Input: ([10.0, 20.0, 30.0], 5.0, [("percent", 10), ("fixed", 8.0)])

Expected Output: (57.0, 1)

Explanation: items_sum=60, base=65. percent 10 -> 60*0.9+5 = 59. fixed 8 -> 65-8 = 57. Fixed wins at index 1.

Input: ([100.0], 0.0, [("percent", 50), ("fixed", 40.0)])

Expected Output: (50.0, 0)

Explanation: base=100. percent 50 -> 50. fixed 40 -> 60. Percent wins at index 0.

Input: ([], 5.0, [("percent", 100), ("fixed", 3.0)])

Expected Output: (2.0, 1)

Explanation: Empty cart: items_sum=0, base=5. percent 100 -> 0*0+5 = 5 (shipping is never discounted). fixed 3 -> 2. Fixed wins.

Input: ([20.0, 30.0], 10.0, [])

Expected Output: (60.0, -1)

Explanation: No promotions, so the best is just base_total=60 with index -1.

Input: ([5.0], 2.0, [("percent", 0), ("fixed", 0.0)])

Expected Output: (7.0, -1)

Explanation: Both promotions are no-ops (7 each), neither strictly beats base_total=7, so no promotion is chosen (-1).

Input: ([10.0], 5.0, [("fixed", 100.0)])

Expected Output: (0.0, 0)

Explanation: base=15, fixed 100 -> max(0, 15-100)=0. Clamped to 0; the promotion still wins at index 0.

Input: ([50.0, 50.0], 20.0, [("percent", 100), ("fixed", 50.0)])

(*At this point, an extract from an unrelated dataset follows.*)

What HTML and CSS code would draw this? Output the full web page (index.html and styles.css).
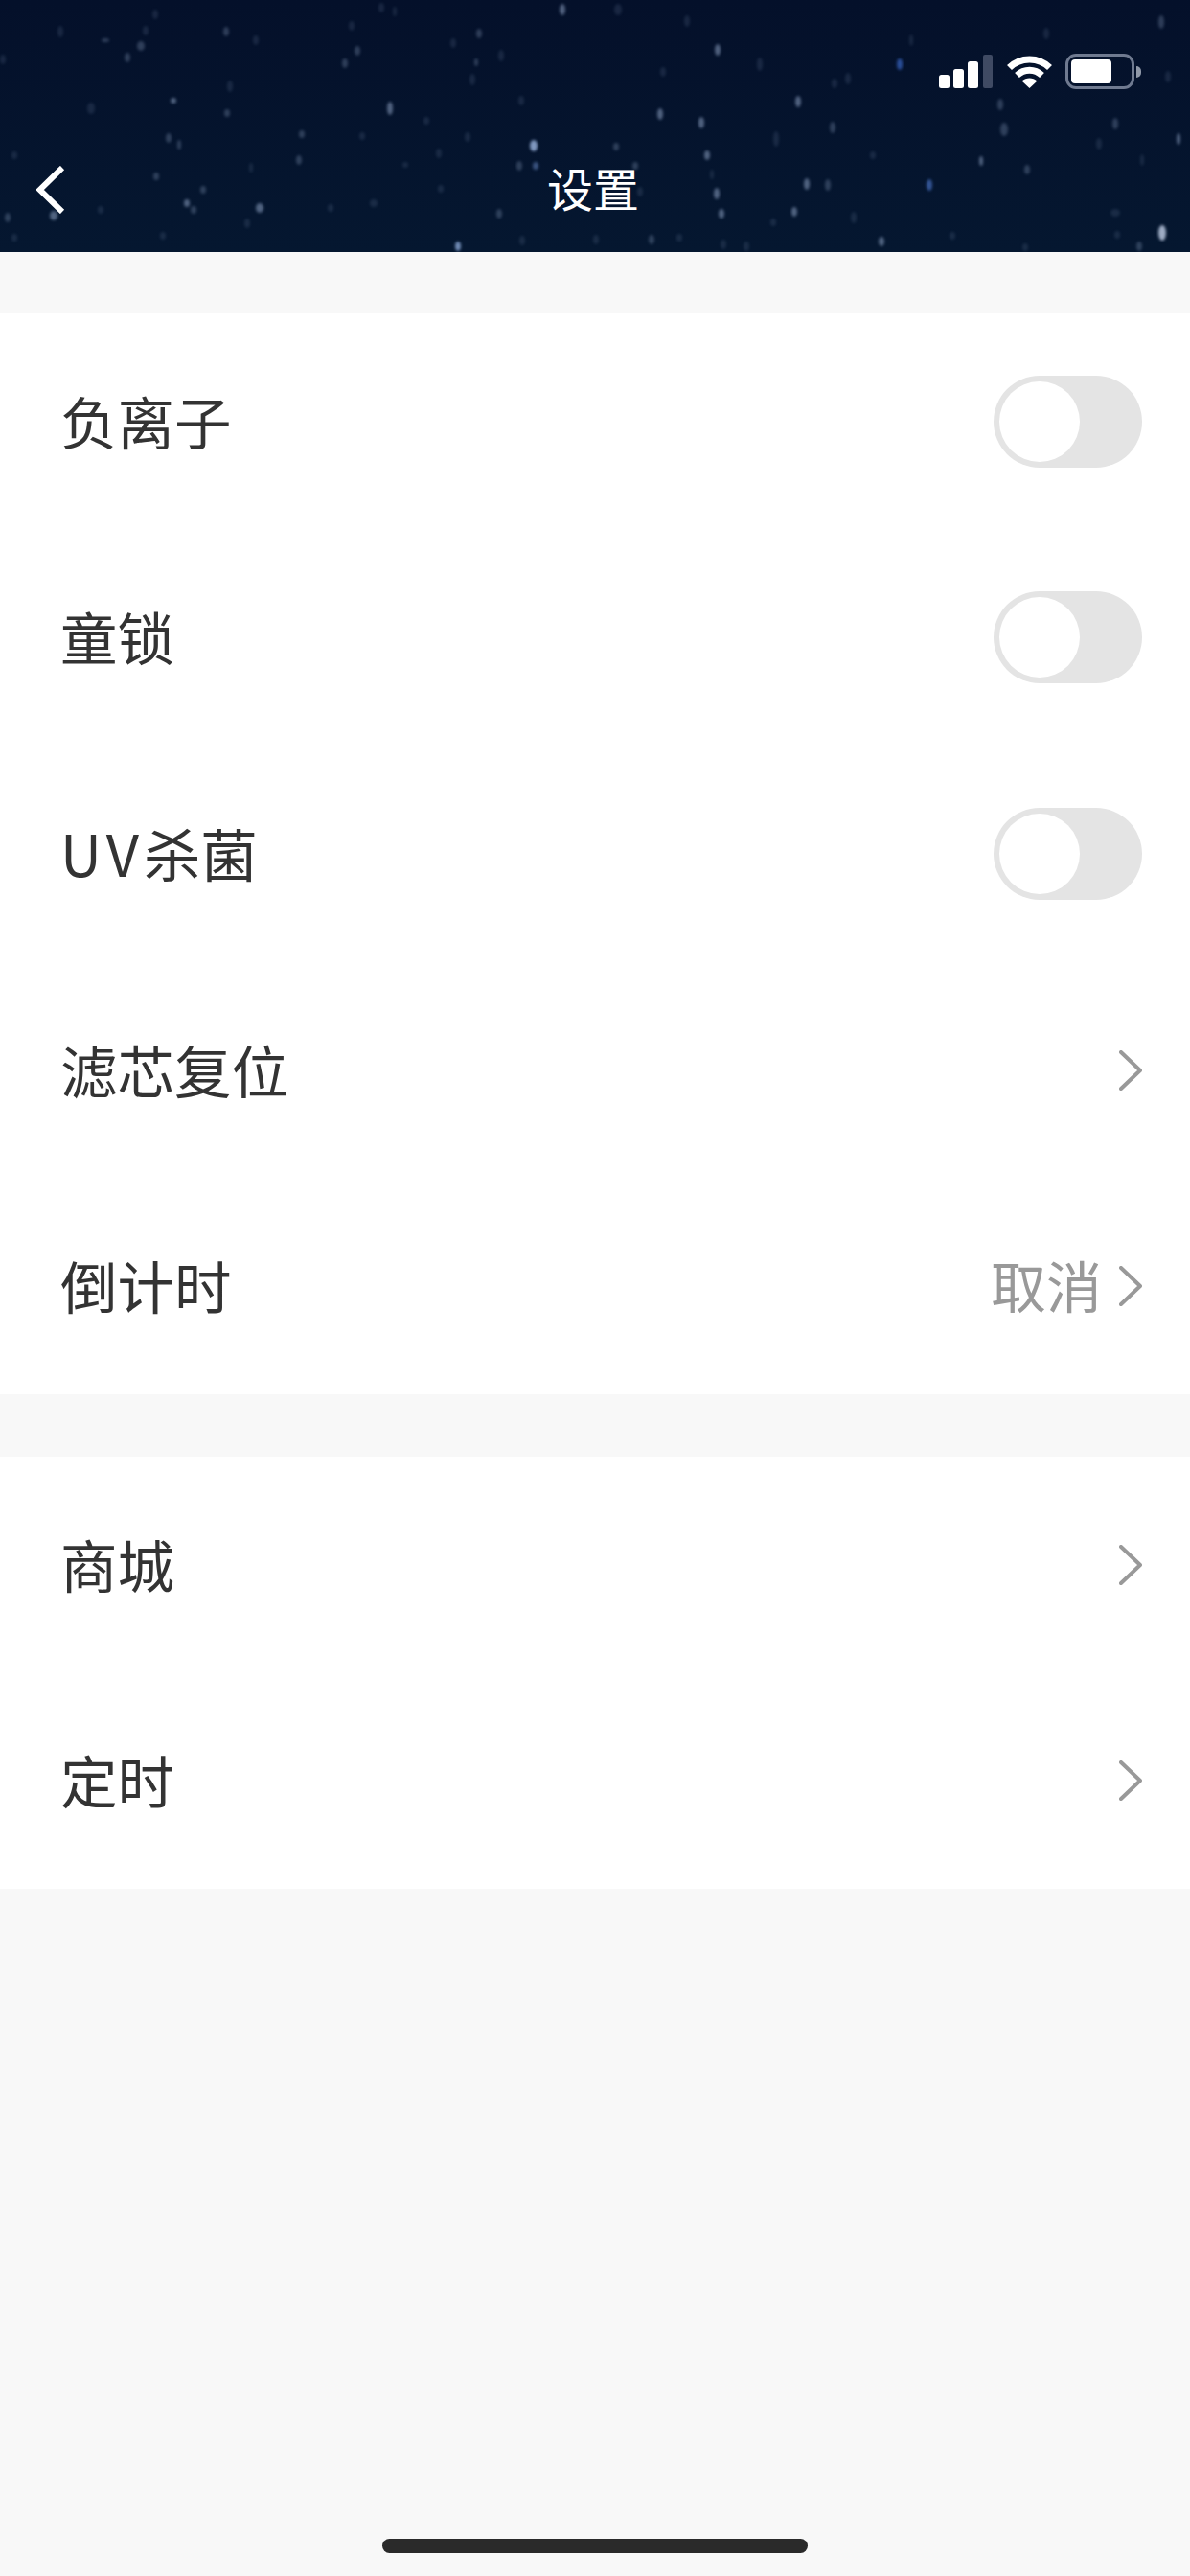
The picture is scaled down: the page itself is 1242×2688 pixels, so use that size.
FILE: index.html
```html
<!DOCTYPE html>
<html lang="zh-CN">
<head>
  <meta charset="UTF-8">
  <title>设置</title>
  <link rel="stylesheet" href="styles.css">
</head>
<body>
  <div class="page">

    <!-- Header -->
    <header class="header">
      <svg class="stars" width="1242" height="263" viewBox="0 0 1242 263" fill="#9db2d4">
        <!-- faint -->
        <g opacity=".14">
          <ellipse cx="63" cy="33" rx="3" ry="6"/><ellipse cx="162" cy="15" rx="3" ry="5"/>
          <ellipse cx="152" cy="32" rx="3" ry="5"/><ellipse cx="267" cy="42" rx="3" ry="5"/>
          <ellipse cx="367" cy="27" rx="3" ry="5"/><ellipse cx="398" cy="8" rx="3" ry="5"/>
          <ellipse cx="412" cy="12" rx="2" ry="5"/><ellipse cx="3" cy="62" rx="3" ry="5"/>
          <ellipse cx="95" cy="113" rx="4" ry="6"/><ellipse cx="240" cy="90" rx="3" ry="6"/>
          <ellipse cx="378" cy="142" rx="3" ry="4"/><ellipse cx="15" cy="162" rx="3" ry="4"/>
          <ellipse cx="262" cy="175" rx="2" ry="5"/><ellipse cx="105" cy="219" rx="3" ry="4"/>
          <ellipse cx="258" cy="233" rx="3" ry="5"/><ellipse cx="170" cy="246" rx="3" ry="4"/>
          <ellipse cx="390" cy="212" rx="4" ry="4"/><ellipse cx="345" cy="217" rx="3" ry="4"/>
          <ellipse cx="15" cy="248" rx="3" ry="4"/><ellipse cx="645" cy="10" rx="4" ry="6"/>
          <ellipse cx="717" cy="22" rx="3" ry="6"/><ellipse cx="793" cy="67" rx="3" ry="7"/>
          <ellipse cx="473" cy="45" rx="3" ry="5"/><ellipse cx="523" cy="58" rx="3" ry="6"/>
          <ellipse cx="692" cy="75" rx="3" ry="5"/><ellipse cx="493" cy="83" rx="3" ry="6"/>
          <ellipse cx="544" cy="105" rx="3" ry="5"/><ellipse cx="445" cy="126" rx="3" ry="4"/>
          <ellipse cx="488" cy="143" rx="3" ry="5"/><ellipse cx="458" cy="160" rx="3" ry="5"/>
          <ellipse cx="810" cy="145" rx="3" ry="8"/><ellipse cx="743" cy="182" rx="2" ry="5"/>
          <ellipse cx="460" cy="197" rx="3" ry="4"/><ellipse cx="668" cy="200" rx="3" ry="5"/>
          <ellipse cx="622" cy="250" rx="3" ry="5"/><ellipse cx="709" cy="248" rx="3" ry="4"/>
          <ellipse cx="755" cy="255" rx="3" ry="5"/><ellipse cx="779" cy="257" rx="3" ry="5"/>
          <ellipse cx="545" cy="251" rx="3" ry="5"/><ellipse cx="807" cy="232" rx="3" ry="4"/>
          <ellipse cx="423" cy="172" rx="3" ry="3"/><ellipse cx="1092" cy="35" rx="3" ry="6"/>
          <ellipse cx="951" cy="42" rx="2" ry="6"/><ellipse cx="885" cy="82" rx="3" ry="6"/>
          <ellipse cx="871" cy="87" rx="3" ry="5"/><ellipse cx="1219" cy="80" rx="3" ry="6"/>
          <ellipse cx="1147" cy="150" rx="3" ry="6"/><ellipse cx="911" cy="162" rx="3" ry="4"/>
          <ellipse cx="1192" cy="167" rx="2" ry="6"/><ellipse cx="891" cy="227" rx="3" ry="6"/>
          <ellipse cx="1164" cy="222" rx="5" ry="4"/><ellipse cx="1166" cy="245" rx="3" ry="4"/>
          <ellipse cx="1070" cy="258" rx="3" ry="4"/><ellipse cx="994" cy="246" rx="3" ry="4"/>
        </g>
        <!-- medium -->
        <g opacity=".28">
          <ellipse cx="110" cy="42" rx="4" ry="2"/><ellipse cx="147" cy="48" rx="4" ry="5"/>
          <ellipse cx="133" cy="60" rx="3" ry="5"/><ellipse cx="236" cy="33" rx="3" ry="5"/>
          <ellipse cx="373" cy="53" rx="3" ry="5"/><ellipse cx="360" cy="66" rx="3" ry="5"/>
          <ellipse cx="237" cy="118" rx="3" ry="4"/><ellipse cx="315" cy="140" rx="3" ry="4"/>
          <ellipse cx="176" cy="144" rx="3" ry="5"/><ellipse cx="187" cy="151" rx="2" ry="5"/>
          <ellipse cx="312" cy="167" rx="3" ry="5"/><ellipse cx="163" cy="184" rx="3" ry="4"/>
          <ellipse cx="212" cy="198" rx="3" ry="4"/><ellipse cx="202" cy="219" rx="3" ry="4"/>
          <ellipse cx="8" cy="227" rx="3" ry="5"/><ellipse cx="500" cy="35" rx="3" ry="5"/>
          <ellipse cx="497" cy="65" rx="2" ry="4"/><ellipse cx="643" cy="153" rx="3" ry="4"/>
          <ellipse cx="542" cy="173" rx="3" ry="5"/><ellipse cx="663" cy="173" rx="3" ry="4"/>
          <ellipse cx="521" cy="223" rx="3" ry="5"/><ellipse cx="680" cy="250" rx="3" ry="5"/>
          <ellipse cx="869" cy="133" rx="3" ry="6"/><ellipse cx="1044" cy="109" rx="3" ry="6"/>
          <ellipse cx="1048" cy="135" rx="4" ry="7"/><ellipse cx="1164" cy="129" rx="3" ry="6"/>
          <ellipse cx="864" cy="193" rx="3" ry="6"/><ellipse cx="1072" cy="177" rx="3" ry="5"/>
          <ellipse cx="1189" cy="257" rx="3" ry="5"/><ellipse cx="1212" cy="23" rx="3" ry="7"/>
        </g>
        <!-- bright -->
        <g opacity=".5">
          <ellipse cx="195" cy="212" rx="3" ry="4"/><ellipse cx="271" cy="217" rx="4" ry="5"/>
          <ellipse cx="181" cy="105" rx="3" ry="3"/><ellipse cx="407" cy="113" rx="3" ry="7"/>
          <ellipse cx="587" cy="10" rx="3" ry="6"/><ellipse cx="749" cy="52" rx="3" ry="6"/>
          <ellipse cx="833" cy="106" rx="3" ry="6"/><ellipse cx="689" cy="119" rx="3" ry="6"/>
          <ellipse cx="732" cy="128" rx="3" ry="6"/><ellipse cx="738" cy="162" rx="3" ry="5"/>
          <ellipse cx="748" cy="202" rx="3" ry="6"/><ellipse cx="753" cy="223" rx="3" ry="5"/>
          <ellipse cx="829" cy="221" rx="3" ry="5"/><ellipse cx="842" cy="192" rx="3" ry="6"/>
          <ellipse cx="920" cy="252" rx="3" ry="5"/><ellipse cx="1024" cy="168" rx="2" ry="5"/>
          <ellipse cx="1230" cy="145" rx="2" ry="6"/><ellipse cx="56" cy="225" rx="4" ry="5"/>
        </g>
        <ellipse cx="1213" cy="243" rx="4" ry="8" fill="#c4d2ea" opacity=".8"/>
        <ellipse cx="557" cy="152" rx="4" ry="6" fill="#a9c4f0" opacity=".75"/>
        <ellipse cx="559" cy="173" rx="3" ry="4" fill="#6d8fd0" opacity=".5"/>
        <ellipse cx="478" cy="257" rx="3" ry="5" fill="#9fbdf0" opacity=".7"/>
        <ellipse cx="939" cy="67" rx="3" ry="6" fill="#3a68c8" opacity=".7"/>
        <ellipse cx="970" cy="193" rx="3" ry="6" fill="#4f7ad0" opacity=".65"/>
      </svg>

      <div class="status-bar">
        <svg class="signal" width="56" height="35" viewBox="0 0 56 35">
          <rect x="0" y="21" width="11" height="14" rx="2.5" fill="#fff"/>
          <rect x="15" y="15" width="11" height="20" rx="2.5" fill="#fff"/>
          <rect x="30" y="7" width="11" height="28" rx="2.5" fill="#fff"/>
          <rect x="46" y="0" width="10" height="35" rx="2" fill="#3f4a63"/>
        </svg>
        <svg class="wifi" width="47" height="35" viewBox="0 0 47 35">
          <path d="M2.500 13.500 C14 2 33 2 44.500 13.500" fill="none" stroke="#fff" stroke-width="7"/>
          <path d="M10.500 21.500 C18 14.500 29 14.500 36.500 21.500" fill="none" stroke="#fff" stroke-width="7"/>
          <path d="M15.500 27.500 C20 23.500 27 23.500 31.500 27.500 L23.500 35 Z" fill="#fff"/>
        </svg>
        <div class="battery">
          <div class="battery-level"></div>
        </div>
        <div class="battery-nub"></div>
      </div>

      <div class="nav">
        <svg class="back" width="30" height="50" viewBox="0 0 30 50">
          <path d="M27 2 L3.500 25 L27 48" fill="none" stroke="#fff" stroke-width="6"/>
        </svg>
        <div class="nav-title">设置</div>
      </div>
    </header>

    <!-- Device settings -->
    <section class="group">
      <div class="row">
        <span class="label">负离子</span>
        <div class="switch"><div class="knob"></div></div>
      </div>
      <div class="row">
        <span class="label">童锁</span>
        <div class="switch"><div class="knob"></div></div>
      </div>
      <div class="row">
        <span class="label"><span class="latin">UV</span>杀菌</span>
        <div class="switch"><div class="knob"></div></div>
      </div>
      <div class="row">
        <span class="label">滤芯复位</span>
        <svg class="chevron" width="24" height="42" viewBox="0 0 24 42"><path d="M2 2 L22 21 L2 40"/></svg>
      </div>
      <div class="row">
        <span class="label">倒计时</span>
        <div class="row-right">
          <span class="value">取消</span>
          <svg class="chevron" width="24" height="42" viewBox="0 0 24 42"><path d="M2 2 L22 21 L2 40"/></svg>
        </div>
      </div>
    </section>

    <!-- Links -->
    <section class="group">
      <div class="row">
        <span class="label">商城</span>
        <svg class="chevron" width="24" height="42" viewBox="0 0 24 42"><path d="M2 2 L22 21 L2 40"/></svg>
      </div>
      <div class="row">
        <span class="label">定时</span>
        <svg class="chevron" width="24" height="42" viewBox="0 0 24 42"><path d="M2 2 L22 21 L2 40"/></svg>
      </div>
    </section>

    <div class="home-bar"></div>
  </div>
</body>
</html>
```

FILE: styles.css
```css
body {
  margin: 0;
  background-color: #f8f8f8;
  color: #333;
  font-family: "Noto Sans CJK SC", "Noto Sans", sans-serif;
}

.page {
  display: flex;
  flex-direction: column;
  height: 2688px;
  overflow: hidden;
}

.header {
  position: relative;
  box-sizing: border-box;
  height: 263px;
  padding-top: 56px;
  overflow: hidden;
  background: linear-gradient(#04102a, #051730);
}

.stars {
  position: absolute;
  top: 0;
  left: 0;
  filter: blur(1.5px);
}

.status-bar {
  position: relative;
  display: flex;
  align-items: center;
  justify-content: flex-end;
  height: 37px;
  padding-right: 51px;
}

.wifi {
  margin-left: 15px;
}

.battery {
  box-sizing: border-box;
  width: 72px;
  height: 37px;
  margin-left: 14px;
  padding: 3px;
  border: 3px solid #6f7a90;
  border-radius: 11px;
}

.battery-level {
  width: 42px;
  height: 25px;
  background-color: #fff;
  border-radius: 4px;
}

.battery-nub {
  width: 5px;
  height: 12px;
  margin-left: 2px;
  background-color: #8f98a8;
  border-radius: 0 6px 6px 0;
}

.nav {
  position: relative;
  display: flex;
  align-items: center;
  justify-content: center;
  height: 50px;
  margin-top: 80px;
}

.back {
  position: absolute;
  left: 38px;
  top: 0;
}

.nav-title {
  margin: 0 4px 6px 0;
  color: #fff;
  font-size: 48px;
  line-height: 50px;
}

.group {
  margin-top: 64px;
  background-color: #fff;
}

.group + .group {
  margin-top: 65px;
}

.row {
  display: flex;
  align-items: center;
  justify-content: space-between;
  height: 225.6px;
  padding: 0 50px 0 63px;
}

.label {
  margin-bottom: 4px;
  font-size: 59.5px;
}

.latin {
  letter-spacing: 5px;
}

.row-right {
  display: flex;
  align-items: center;
}

.value {
  margin: 0 18px 4px 0;
  color: #999;
  font-size: 58px;
}

.switch {
  box-sizing: border-box;
  width: 155px;
  height: 96px;
  padding: 6px;
  background-color: #e4e4e4;
  border-radius: 48px;
}

.knob {
  width: 84px;
  height: 84px;
  background-color: #fff;
  border-radius: 50%;
}

.chevron {
  fill: none;
  stroke: #999;
  stroke-width: 4;
  stroke-linecap: round;
  stroke-linejoin: round;
}

.home-bar {
  width: 444px;
  height: 15px;
  margin: auto auto 24px;
  background-color: #2a2a2a;
  border-radius: 8px;
}
```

Expected Output: (20.0, 0)

Explanation: items_sum=100, base=120. percent 100 -> 0 + 20 shipping = 20. fixed 50 -> 70. Percent wins; shipping is never discounted so it can't go below 20.

Input: ([], 0.0, [])

Expected Output: (0.0, -1)

Explanation: Fully empty order: total 0, no promotion (-1).

Hints

  1. Compute items_sum and base_total = items_sum + shipping_fee once. The 'no promotion' option gives base_total (clamped to 0) and is your starting best.
  2. A percentage promo only discounts items_sum, so its total is items_sum*(1 - p/100) + shipping_fee. A fixed promo discounts the whole base_total: base_total - d.
  3. Track the running minimum and the index that produced it. Keep best_index = -1 unless a promotion strictly beats the current best, so 0% / 0-amount no-op promotions correctly leave you with no promotion. Round to 2 decimals to avoid float noise.